| Task to carry out |
Extract the lines from the start through the line that holds "import React from 'react';", both included, omitting all images.

| Stored data |
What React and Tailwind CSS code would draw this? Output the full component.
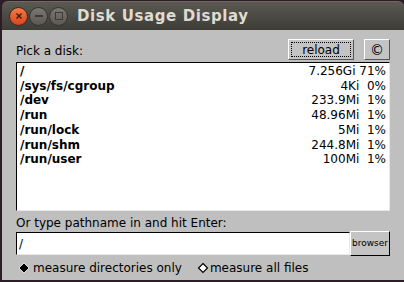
import React from 'react';

const disks = [
  ['/', '7.256Gi 71%'],
  ['/sys/fs/cgroup', '4Ki  0%'],
  ['/dev', '233.9Mi  1%'],
  ['/run', '48.96Mi  1%'],
  ['/run/lock', '5Mi  1%'],
  ['/run/shm', '244.8Mi  1%'],
  ['/run/user', '100Mi  1%'],
];

export default function App() {
  return (
    <div className="w-[404px] h-[282px] bg-[#2c1d29] overflow-hidden" style={{ fontFamily: '"DejaVu Sans", sans-serif' }}>
      {/* title bar */}
      <div className="h-[29px] mt-[1px] ml-[2px] rounded-t-[6px] bg-gradient-to-b from-[#5b5952] to-[#3d3c37] flex items-center border-t border-[#6d6a62]">
        <div className="flex items-center gap-[1px] ml-[7px]">
          <div className="w-[19px] h-[19px] rounded-full bg-gradient-to-b from-[#f37847] to-[#d9451b] border border-[#3a2a22] flex items-center justify-center">
            <svg width="8" height="8" viewBox="0 0 8 8"><path d="M1.5 1.5 L6.5 6.5 M6.5 1.5 L1.5 6.5" stroke="#3b1a0d" strokeWidth="1.4" /></svg>
          </div>
          <div className="w-[19px] h-[19px] rounded-full bg-gradient-to-b from-[#7a7870] to-[#5a5852] border border-[#35342f] flex items-center justify-center">
            <div className="w-[8px] h-[2px] bg-[#3a3934]" />
          </div>
          <div className="w-[19px] h-[19px] rounded-full bg-gradient-to-b from-[#7a7870] to-[#5a5852] border border-[#35342f] flex items-center justify-center">
            <div className="w-[8px] h-[8px] border-[1.5px] border-[#3a3934]" />
          </div>
        </div>
        <span className="ml-[9px] text-[15px] font-bold text-[#dfdbd2] tracking-[0.6px]">Disk Usage Display</span>
      </div>

      {/* body */}
      <div className="ml-[2px] h-[250px] bg-[#bfbfbf] px-[14px] pt-[9px] text-[12px] text-black">
        <div className="flex items-end h-[23px]">
          <span className="mb-[2px]">Pick a disk:</span>
          <div className="ml-auto flex items-center gap-[10px] mr-[0px] mb-[2px]">
            <button className="w-[66px] h-[21px] bg-[#c4c4c4] border border-t-white border-l-white border-r-[#555] border-b-[#555] p-[2px]">
              <div className="w-full h-full border border-dotted border-black flex items-center justify-center leading-none">reload</div>
            </button>
            <button className="w-[26px] h-[21px] bg-[#c4c4c4] border border-t-white border-l-white border-r-[#555] border-b-[#555] flex items-center justify-center text-[14px] leading-none">©</button>
          </div>
        </div>

        <div className="w-[374px] h-[149px] bg-white border border-t-black border-l-black border-r-[#e8e8e8] border-b-[#e8e8e8] px-[3px] pt-[1px] leading-[14.7px]">
          {disks.map(([p, s]) => (
            <div key={p} className="flex justify-between">
              <span className="font-bold">{p}</span>
              <span className="whitespace-pre">{s}</span>
            </div>
          ))}
        </div>

        <div className="mt-[5px] leading-[15px]">Or type pathname in and hit Enter:</div>
        <div className="flex items-center">
          <div className="w-[334px] h-[23px] bg-white border border-t-black border-l-black border-r-[#e8e8e8] border-b-[#e8e8e8] flex items-center pl-[2px]">/</div>
          <button className="w-[40px] h-[25px] bg-[#c4c4c4] border border-t-white border-l-white border-r-black border-b-black text-[9px] leading-none flex items-center justify-center">browser</button>
        </div>

        <div className="flex items-center mt-[4px] h-[16px]">
          <svg width="12" height="12" viewBox="0 0 12 12" className="ml-[2px]"><path d="M6 1 L11 6 L6 11 L1 6 Z" fill="#000" stroke="#fff" strokeWidth="0.8" /></svg>
          <span className="ml-[3px]">measure directories only</span>
          <svg width="12" height="12" viewBox="0 0 12 12" className="ml-[15px]"><path d="M6 1.5 L10.5 6 L6 10.5 L1.5 6 Z" fill="#fff" stroke="#000" strokeWidth="1.2" /></svg>
          <span className="ml-[1px]">measure all files</span>
        </div>
      </div>
    </div>
  );
}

| The response |
What React and Tailwind CSS code would draw this? Output the full component.
import React from 'react';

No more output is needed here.